▶ **SHORT TASK**:
Every line of the material is to be quoted verbatim, minus the pictures.
---+---
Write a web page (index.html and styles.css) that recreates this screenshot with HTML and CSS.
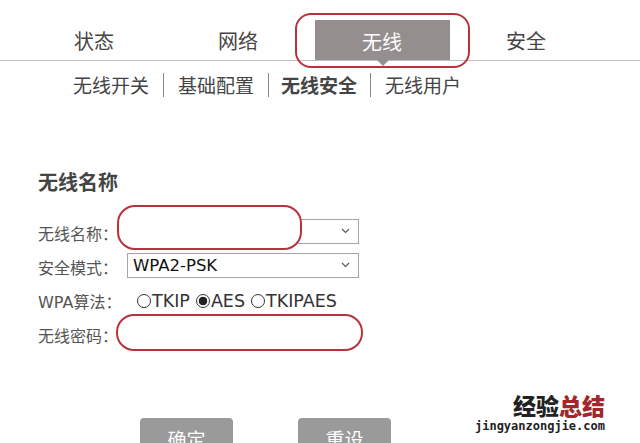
FILE: index.html
```html
<!DOCTYPE html>
<html lang="zh-CN">
<head>
  <meta charset="UTF-8">
  <meta name="viewport" content="width=device-width, initial-scale=1.0">
  <title>无线安全</title>
  <link rel="stylesheet" href="styles.css">
</head>
<body>
  <div class="nav">
    <div class="tab">状态</div>
    <div class="tab">网络</div>
    <div class="tab active">
      <span class="tabBox">无线</span>
      <span class="mark markTab"></span>
    </div>
    <div class="tab">安全</div>
  </div>

  <div class="subNav">
    <span class="subItem">无线开关</span>
    <span class="subItem">基础配置</span>
    <span class="subItem current">无线安全</span>
    <span class="subItem">无线用户</span>
  </div>

  <div class="form">
    <h2 class="title">无线名称</h2>

    <div class="row">
      <span class="label">无线名称：</span>
      <div class="field">
        <div class="select">
          <span></span>
          <svg class="chev" width="9" height="6" viewBox="0 0 9 6"><path d="M1 1l3.5 3.5L8 1" fill="none" stroke="#555" stroke-width="1.1"/></svg>
        </div>
        <span class="mark markName"></span>
      </div>
    </div>

    <div class="row">
      <span class="label">安全模式：</span>
      <div class="field">
        <div class="select">
          <span class="selText">WPA2-PSK</span>
          <svg class="chev" width="9" height="6" viewBox="0 0 9 6"><path d="M1 1l3.5 3.5L8 1" fill="none" stroke="#555" stroke-width="1.1"/></svg>
        </div>
      </div>
    </div>

    <div class="row">
      <span class="label">WPA算法：</span>
      <div class="radios">
        <label class="opt"><input type="radio" name="algo" class="radio">TKIP</label>
        <label class="opt"><input type="radio" name="algo" class="radio" checked>AES</label>
        <label class="opt"><input type="radio" name="algo" class="radio">TKIPAES</label>
      </div>
    </div>

    <div class="row">
      <span class="label">无线密码：</span>
      <div class="field">
        <div class="input"></div>
        <span class="mark markPass"></span>
      </div>
    </div>

    <div class="buttons">
      <button class="btn">确定</button>
      <button class="btn">重设</button>
    </div>
  </div>

  <div class="stamp">
    <div class="stampCn">经验<span class="red">总结</span></div>
    <div class="stampUrl">jingyanzongjie.com</div>
  </div>
</body>
</html>
```

FILE: styles.css
```css
* {
  box-sizing: border-box;
}

html, body {
  height: 443px;
  overflow: hidden;
}

body {
  margin: 0;
  background: #fff;
  color: #444;
  font-family: "DejaVu Sans", "Noto Sans CJK SC", sans-serif;
  position: relative;
}

/* top tabs */
.nav {
  display: flex;
  height: 61px;
  padding-left: 22px;
  border-bottom: 1px solid #c2c2c2;
}
.tab {
  width: 144px;
  display: flex;
  justify-content: center;
  align-items: flex-end;
  padding-bottom: 5px;
  font-family: "Noto Sans CJK SC", sans-serif;
  font-size: 20px;
  color: #444;
}
.tab.active {
  position: relative;
  padding-bottom: 0;
}
.tabBox {
  position: relative;
  width: 135px;
  height: 40px;
  line-height: 43px;
  text-align: center;
  background: #948e8e;
  color: #fff;
}
.tabBox::after {
  content: "";
  position: absolute;
  left: 62px;
  top: 100%;
  border-top: 6px solid #948e8e;
  border-left: 6px solid transparent;
  border-right: 6px solid transparent;
}

.mark {
  position: absolute;
  border: 2px solid #b8333b;
  border-radius: 18px;
}
.markTab {
  left: -15px;
  top: 13px;
  width: 175px;
  height: 55px;
  border-radius: 16px;
}

/* sub tabs */
.subNav {
  display: flex;
  padding: 12px 0 0 73px;
  font-family: "Noto Sans CJK SC", sans-serif;
  font-size: 19px;
  color: #444;
}
.subItem {
  line-height: 24px;
  padding: 0 14px;
  border-left: 1px solid #888;
}
.subItem:first-child {
  padding-left: 0;
  border-left: none;
}
.subItem.current {
  font-weight: bold;
  padding-left: 12px;
  padding-right: 13px;
}

/* form */
.form {
  padding-left: 38px;
}
.title {
  margin: 71px 0 20px;
  font-family: "Noto Sans CJK SC", sans-serif;
  font-size: 20px;
  line-height: 28px;
  font-weight: bold;
  color: #444;
}
.row {
  display: flex;
  align-items: center;
  height: 34px;
}
.label {
  width: 89px;
  font-family: "DejaVu Sans", "Noto Sans CJK SC", sans-serif;
  font-size: 16px;
  color: #555;
  white-space: nowrap;
}
.field {
  position: relative;
  margin-top: -4px;
}
.select {
  width: 232px;
  height: 25px;
  border: 1px solid #a6a6a6;
  display: flex;
  align-items: center;
  justify-content: space-between;
  padding: 0 8px 0 5px;
  background: #fff;
}
.selText {
  font-size: 16.5px;
  color: #111;
}
.input {
  width: 232px;
  height: 25px;
  border: 1px solid #ddd;
}
.markName {
  left: -10px;
  top: -14px;
  width: 185px;
  height: 45px;
  background: #fff;
}
.markPass {
  left: -11px;
  top: -7px;
  width: 247px;
  height: 37px;
  background: #fff;
}

.radios {
  display: flex;
  margin-left: 10px;
  font-size: 17.5px;
  color: #333;
}
.opt {
  display: flex;
  align-items: center;
  margin-right: 6px;
}
.radio {
  appearance: none;
  -webkit-appearance: none;
  width: 14px;
  height: 14px;
  margin: 0 1px 0 0;
  border: 1px solid #333;
  border-radius: 50%;
  background: #fff;
}
.radio:checked {
  background: radial-gradient(circle, #222 0, #222 4px, #fff 4.6px);
}

.buttons {
  display: flex;
  gap: 65px;
  margin-top: 66px;
  padding-left: 102px;
}
.btn {
  width: 93px;
  height: 40px;
  border: none;
  border-radius: 4px;
  background: #9a9a9a;
  color: #fff;
  font-family: "Noto Sans CJK SC", sans-serif;
  font-size: 19px;
  line-height: 42px;
  padding: 0;
}

/* watermark */
.stamp {
  position: absolute;
  top: 392px;
  right: 35px;
  text-align: right;
}
.stampCn {
  font-family: "Noto Sans CJK SC", sans-serif;
  font-size: 23px;
  font-weight: 900;
  line-height: 26px;
  color: #222;
}
.red {
  color: #a3262b;
}
.stampUrl {
  font-family: "DejaVu Sans Mono", monospace;
  font-size: 12px;
  font-weight: bold;
  color: #222;
  line-height: 16px;
}
```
---+---
▶ **IN RESPONSE**:
Write a web page (index.html and styles.css) that recreates this screenshot with HTML and CSS.
FILE: index.html
```html
<!DOCTYPE html>
<html lang="zh-CN">
<head>
  <meta charset="UTF-8">
  <meta name="viewport" content="width=device-width, initial-scale=1.0">
  <title>无线安全</title>
  <link rel="stylesheet" href="styles.css">
</head>
<body>
  <div class="nav">
    <div class="tab">状态</div>
    <div class="tab">网络</div>
    <div class="tab active">
      <span class="tabBox">无线</span>
      <span class="mark markTab"></span>
    </div>
    <div class="tab">安全</div>
  </div>

  <div class="subNav">
    <span class="subItem">无线开关</span>
    <span class="subItem">基础配置</span>
    <span class="subItem current">无线安全</span>
    <span class="subItem">无线用户</span>
  </div>

  <div class="form">
    <h2 class="title">无线名称</h2>

    <div class="row">
      <span class="label">无线名称：</span>
      <div class="field">
        <div class="select">
          <span></span>
          <svg class="chev" width="9" height="6" viewBox="0 0 9 6"><path d="M1 1l3.5 3.5L8 1" fill="none" stroke="#555" stroke-width="1.1"/></svg>
        </div>
        <span class="mark markName"></span>
      </div>
    </div>

    <div class="row">
      <span class="label">安全模式：</span>
      <div class="field">
        <div class="select">
          <span class="selText">WPA2-PSK</span>
          <svg class="chev" width="9" height="6" viewBox="0 0 9 6"><path d="M1 1l3.5 3.5L8 1" fill="none" stroke="#555" stroke-width="1.1"/></svg>
        </div>
      </div>
    </div>

    <div class="row">
      <span class="label">WPA算法：</span>
      <div class="radios">
        <label class="opt"><input type="radio" name="algo" class="radio">TKIP</label>
        <label class="opt"><input type="radio" name="algo" class="radio" checked>AES</label>
        <label class="opt"><input type="radio" name="algo" class="radio">TKIPAES</label>
      </div>
    </div>

    <div class="row">
      <span class="label">无线密码：</span>
      <div class="field">
        <div class="input"></div>
        <span class="mark markPass"></span>
      </div>
    </div>

    <div class="buttons">
      <button class="btn">确定</button>
      <button class="btn">重设</button>
    </div>
  </div>

  <div class="stamp">
    <div class="stampCn">经验<span class="red">总结</span></div>
    <div class="stampUrl">jingyanzongjie.com</div>
  </div>
</body>
</html>
```

FILE: styles.css
```css
* {
  box-sizing: border-box;
}

html, body {
  height: 443px;
  overflow: hidden;
}

body {
  margin: 0;
  background: #fff;
  color: #444;
  font-family: "DejaVu Sans", "Noto Sans CJK SC", sans-serif;
  position: relative;
}

/* top tabs */
.nav {
  display: flex;
  height: 61px;
  padding-left: 22px;
  border-bottom: 1px solid #c2c2c2;
}
.tab {
  width: 144px;
  display: flex;
  justify-content: center;
  align-items: flex-end;
  padding-bottom: 5px;
  font-family: "Noto Sans CJK SC", sans-serif;
  font-size: 20px;
  color: #444;
}
.tab.active {
  position: relative;
  padding-bottom: 0;
}
.tabBox {
  position: relative;
  width: 135px;
  height: 40px;
  line-height: 43px;
  text-align: center;
  background: #948e8e;
  color: #fff;
}
.tabBox::after {
  content: "";
  position: absolute;
  left: 62px;
  top: 100%;
  border-top: 6px solid #948e8e;
  border-left: 6px solid transparent;
  border-right: 6px solid transparent;
}

.mark {
  position: absolute;
  border: 2px solid #b8333b;
  border-radius: 18px;
}
.markTab {
  left: -15px;
  top: 13px;
  width: 175px;
  height: 55px;
  border-radius: 16px;
}

/* sub tabs */
.subNav {
  display: flex;
  padding: 12px 0 0 73px;
  font-family: "Noto Sans CJK SC", sans-serif;
  font-size: 19px;
  color: #444;
}
.subItem {
  line-height: 24px;
  padding: 0 14px;
  border-left: 1px solid #888;
}
.subItem:first-child {
  padding-left: 0;
  border-left: none;
}
.subItem.current {
  font-weight: bold;
  padding-left: 12px;
  padding-right: 13px;
}

/* form */
.form {
  padding-left: 38px;
}
.title {
  margin: 71px 0 20px;
  font-family: "Noto Sans CJK SC", sans-serif;
  font-size: 20px;
  line-height: 28px;
  font-weight: bold;
  color: #444;
}
.row {
  display: flex;
  align-items: center;
  height: 34px;
}
.label {
  width: 89px;
  font-family: "DejaVu Sans", "Noto Sans CJK SC", sans-serif;
  font-size: 16px;
  color: #555;
  white-space: nowrap;
}
.field {
  position: relative;
  margin-top: -4px;
}
.select {
  width: 232px;
  height: 25px;
  border: 1px solid #a6a6a6;
  display: flex;
  align-items: center;
  justify-content: space-between;
  padding: 0 8px 0 5px;
  background: #fff;
}
.selText {
  font-size: 16.5px;
  color: #111;
}
.input {
  width: 232px;
  height: 25px;
  border: 1px solid #ddd;
}
.markName {
  left: -10px;
  top: -14px;
  width: 185px;
  height: 45px;
  background: #fff;
}
.markPass {
  left: -11px;
  top: -7px;
  width: 247px;
  height: 37px;
  background: #fff;
}

.radios {
  display: flex;
  margin-left: 10px;
  font-size: 17.5px;
  color: #333;
}
.opt {
  display: flex;
  align-items: center;
  margin-right: 6px;
}
.radio {
  appearance: none;
  -webkit-appearance: none;
  width: 14px;
  height: 14px;
  margin: 0 1px 0 0;
  border: 1px solid #333;
  border-radius: 50%;
  background: #fff;
}
.radio:checked {
  background: radial-gradient(circle, #222 0, #222 4px, #fff 4.6px);
}

.buttons {
  display: flex;
  gap: 65px;
  margin-top: 66px;
  padding-left: 102px;
}
.btn {
  width: 93px;
  height: 40px;
  border: none;
  border-radius: 4px;
  background: #9a9a9a;
  color: #fff;
  font-family: "Noto Sans CJK SC", sans-serif;
  font-size: 19px;
  line-height: 42px;
  padding: 0;
}

/* watermark */
.stamp {
  position: absolute;
  top: 392px;
  right: 35px;
  text-align: right;
}
.stampCn {
  font-family: "Noto Sans CJK SC", sans-serif;
  font-size: 23px;
  font-weight: 900;
  line-height: 26px;
  color: #222;
}
.red {
  color: #a3262b;
}
.stampUrl {
  font-family: "DejaVu Sans Mono", monospace;
  font-size: 12px;
  font-weight: bold;
  color: #222;
  line-height: 16px;
}
```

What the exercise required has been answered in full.